──────── SUPPLIED DATA

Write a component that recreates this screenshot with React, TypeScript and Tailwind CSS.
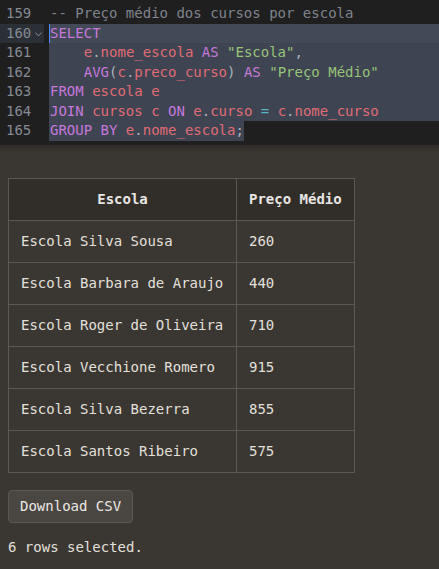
import type { ReactNode } from "react";

const mono = "font-['DejaVu_Sans_Mono',monospace]";

const kw = "text-[#c678dd]";
const id = "text-[#e06c75]";
const str = "text-[#98c379]";
const pun = "text-[#abb2bf]";
const op = "text-[#56b6c2]";

type Line = { n: number; code: ReactNode; sel?: "full" | "part"; active?: boolean };

const lines: Line[] = [
  { n: 159, code: <span className="text-[#7f848e]">-- Preço médio dos cursos por escola</span> },
  { n: 160, code: <span className={kw}>SELECT</span>, sel: "full", active: true },
  {
    n: 161,
    sel: "full",
    code: (
      <>
        <span className={id}>{"    e"}</span>
        <span className={pun}>.</span>
        <span className={id}>nome_escola </span>
        <span className={kw}>AS </span>
        <span className={str}>"Escola"</span>
        <span className={pun}>,</span>
      </>
    ),
  },
  {
    n: 162,
    sel: "full",
    code: (
      <>
        <span className={kw}>{"    AVG"}</span>
        <span className={pun}>(</span>
        <span className={id}>c</span>
        <span className={pun}>.</span>
        <span className={id}>preco_curso</span>
        <span className={pun}>) </span>
        <span className={kw}>AS </span>
        <span className={str}>"Preço Médio"</span>
      </>
    ),
  },
  {
    n: 163,
    sel: "full",
    code: (
      <>
        <span className={kw}>FROM </span>
        <span className={id}>escola e</span>
      </>
    ),
  },
  {
    n: 164,
    sel: "full",
    code: (
      <>
        <span className={kw}>JOIN </span>
        <span className={id}>cursos c </span>
        <span className={kw}>ON </span>
        <span className={id}>e</span>
        <span className={pun}>.</span>
        <span className={id}>curso </span>
        <span className={op}>= </span>
        <span className={id}>c</span>
        <span className={pun}>.</span>
        <span className={id}>nome_curso</span>
      </>
    ),
  },
  {
    n: 165,
    sel: "part",
    code: (
      <>
        <span className={kw}>GROUP BY </span>
        <span className={id}>e</span>
        <span className={pun}>.</span>
        <span className={id}>nome_escola</span>
        <span className={pun}>;</span>
      </>
    ),
  },
];

const rows: [string, number][] = [
  ["Escola Silva Sousa", 260],
  ["Escola Barbara de Araujo", 440],
  ["Escola Roger de Oliveira", 710],
  ["Escola Vecchione Romero", 915],
  ["Escola Silva Bezerra", 855],
  ["Escola Santos Ribeiro", 575],
];

const Editor = () => (
  <div className={`h-[145px] bg-[#1f1f1f] pt-[4px] text-[14px] ${mono}`}>
    {lines.map((l) => (
      <div key={l.n} className="flex h-[19.5px] items-center leading-[19.5px]">
        <div
          className={`relative flex h-full w-[44px] shrink-0 items-center pl-[6px] text-[#858b94] ${
            l.active ? "bg-[#2b2f36]" : ""
          }`}
        >
          {l.n}
          {l.active && (
            <svg className="absolute left-[35px] top-[8px]" width="7" height="5" viewBox="0 0 7 5">
              <path d="M0.5 0.5 L3.5 4 L6.5 0.5" stroke="#858b94" strokeWidth="1" fill="none" />
            </svg>
          )}
        </div>
        <div className="w-[5px] shrink-0" />
        <div
          className={`relative flex h-full items-center whitespace-pre pl-[1px] ${
            l.sel === "full" ? "flex-1" : ""
          } ${l.active ? "bg-[#434a57]" : l.sel ? "bg-[#3e4451]" : ""}`}
        >
          {l.active && <div className="absolute left-0 top-0 h-full w-[1px] bg-[#528bff]" />}
          {l.code}
        </div>
      </div>
    ))}
  </div>
);

const App = () => {
  return (
    <div className="min-h-[569px] bg-[#3a3632] text-[#e3e0db]">
      <Editor />
      <div className="h-[8px] bg-gradient-to-b from-[#2f2c29] to-[#3a3632]" />
      <div className={`px-[8px] pt-[25px] text-[14px] ${mono}`}>
        <table className="border-collapse border border-[#5b5752]">
          <thead>
            <tr className="h-[42px] bg-[#312d29]">
              <th className="w-[228px] border border-[#5b5752] px-[12px] text-center font-bold text-[#e8e6e3]">
                Escola
              </th>
              <th className="w-[118px] border border-[#5b5752] px-[12px] text-left font-bold text-[#e8e6e3]">
                Preço Médio
              </th>
            </tr>
          </thead>
          <tbody>
            {rows.map(([name, price]) => (
              <tr key={name} className="h-[42px]">
                <td className="border border-[#5b5752] px-[12px] whitespace-pre">{name}</td>
                <td className="border border-[#5b5752] px-[12px]">{price}</td>
              </tr>
            ))}
          </tbody>
        </table>
        <button className="mt-[17px] h-[33px] rounded-[4px] border border-[#5b5752] bg-[#4a4642] px-[11px] text-[#ebe8e4]">
          Download CSV
        </button>
        <p className="mt-[15px] leading-[18px]">6 rows selected.</p>
      </div>
    </div>
  );
};

export default App;
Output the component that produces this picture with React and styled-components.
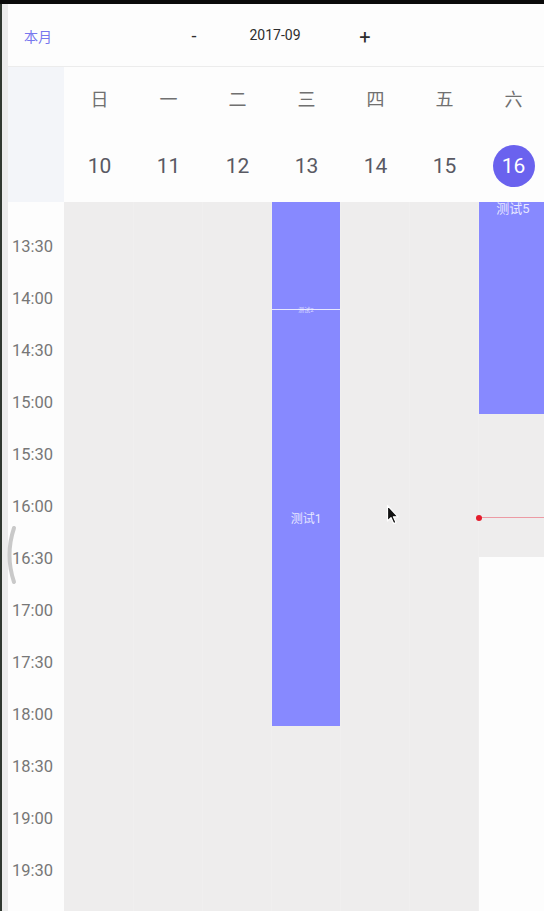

────────────────

* DIRECTION *
Without including any pictures, output all the entries above exactly.

* SOLUTION FOR THIS PROBLEM *
Write a component that recreates this screenshot with React, TypeScript and Tailwind CSS.
import type { ReactNode } from "react";

const mono = "font-['DejaVu_Sans_Mono',monospace]";

const kw = "text-[#c678dd]";
const id = "text-[#e06c75]";
const str = "text-[#98c379]";
const pun = "text-[#abb2bf]";
const op = "text-[#56b6c2]";

type Line = { n: number; code: ReactNode; sel?: "full" | "part"; active?: boolean };

const lines: Line[] = [
  { n: 159, code: <span className="text-[#7f848e]">-- Preço médio dos cursos por escola</span> },
  { n: 160, code: <span className={kw}>SELECT</span>, sel: "full", active: true },
  {
    n: 161,
    sel: "full",
    code: (
      <>
        <span className={id}>{"    e"}</span>
        <span className={pun}>.</span>
        <span className={id}>nome_escola </span>
        <span className={kw}>AS </span>
        <span className={str}>"Escola"</span>
        <span className={pun}>,</span>
      </>
    ),
  },
  {
    n: 162,
    sel: "full",
    code: (
      <>
        <span className={kw}>{"    AVG"}</span>
        <span className={pun}>(</span>
        <span className={id}>c</span>
        <span className={pun}>.</span>
        <span className={id}>preco_curso</span>
        <span className={pun}>) </span>
        <span className={kw}>AS </span>
        <span className={str}>"Preço Médio"</span>
      </>
    ),
  },
  {
    n: 163,
    sel: "full",
    code: (
      <>
        <span className={kw}>FROM </span>
        <span className={id}>escola e</span>
      </>
    ),
  },
  {
    n: 164,
    sel: "full",
    code: (
      <>
        <span className={kw}>JOIN </span>
        <span className={id}>cursos c </span>
        <span className={kw}>ON </span>
        <span className={id}>e</span>
        <span className={pun}>.</span>
        <span className={id}>curso </span>
        <span className={op}>= </span>
        <span className={id}>c</span>
        <span className={pun}>.</span>
        <span className={id}>nome_curso</span>
      </>
    ),
  },
  {
    n: 165,
    sel: "part",
    code: (
      <>
        <span className={kw}>GROUP BY </span>
        <span className={id}>e</span>
        <span className={pun}>.</span>
        <span className={id}>nome_escola</span>
        <span className={pun}>;</span>
      </>
    ),
  },
];

const rows: [string, number][] = [
  ["Escola Silva Sousa", 260],
  ["Escola Barbara de Araujo", 440],
  ["Escola Roger de Oliveira", 710],
  ["Escola Vecchione Romero", 915],
  ["Escola Silva Bezerra", 855],
  ["Escola Santos Ribeiro", 575],
];

const Editor = () => (
  <div className={`h-[145px] bg-[#1f1f1f] pt-[4px] text-[14px] ${mono}`}>
    {lines.map((l) => (
      <div key={l.n} className="flex h-[19.5px] items-center leading-[19.5px]">
        <div
          className={`relative flex h-full w-[44px] shrink-0 items-center pl-[6px] text-[#858b94] ${
            l.active ? "bg-[#2b2f36]" : ""
          }`}
        >
          {l.n}
          {l.active && (
            <svg className="absolute left-[35px] top-[8px]" width="7" height="5" viewBox="0 0 7 5">
              <path d="M0.5 0.5 L3.5 4 L6.5 0.5" stroke="#858b94" strokeWidth="1" fill="none" />
            </svg>
          )}
        </div>
        <div className="w-[5px] shrink-0" />
        <div
          className={`relative flex h-full items-center whitespace-pre pl-[1px] ${
            l.sel === "full" ? "flex-1" : ""
          } ${l.active ? "bg-[#434a57]" : l.sel ? "bg-[#3e4451]" : ""}`}
        >
          {l.active && <div className="absolute left-0 top-0 h-full w-[1px] bg-[#528bff]" />}
          {l.code}
        </div>
      </div>
    ))}
  </div>
);

const App = () => {
  return (
    <div className="min-h-[569px] bg-[#3a3632] text-[#e3e0db]">
      <Editor />
      <div className="h-[8px] bg-gradient-to-b from-[#2f2c29] to-[#3a3632]" />
      <div className={`px-[8px] pt-[25px] text-[14px] ${mono}`}>
        <table className="border-collapse border border-[#5b5752]">
          <thead>
            <tr className="h-[42px] bg-[#312d29]">
              <th className="w-[228px] border border-[#5b5752] px-[12px] text-center font-bold text-[#e8e6e3]">
                Escola
              </th>
              <th className="w-[118px] border border-[#5b5752] px-[12px] text-left font-bold text-[#e8e6e3]">
                Preço Médio
              </th>
            </tr>
          </thead>
          <tbody>
            {rows.map(([name, price]) => (
              <tr key={name} className="h-[42px]">
                <td className="border border-[#5b5752] px-[12px] whitespace-pre">{name}</td>
                <td className="border border-[#5b5752] px-[12px]">{price}</td>
              </tr>
            ))}
          </tbody>
        </table>
        <button className="mt-[17px] h-[33px] rounded-[4px] border border-[#5b5752] bg-[#4a4642] px-[11px] text-[#ebe8e4]">
          Download CSV
        </button>
        <p className="mt-[15px] leading-[18px]">6 rows selected.</p>
      </div>
    </div>
  );
};

export default App;
Output the component that produces this picture with React and styled-components.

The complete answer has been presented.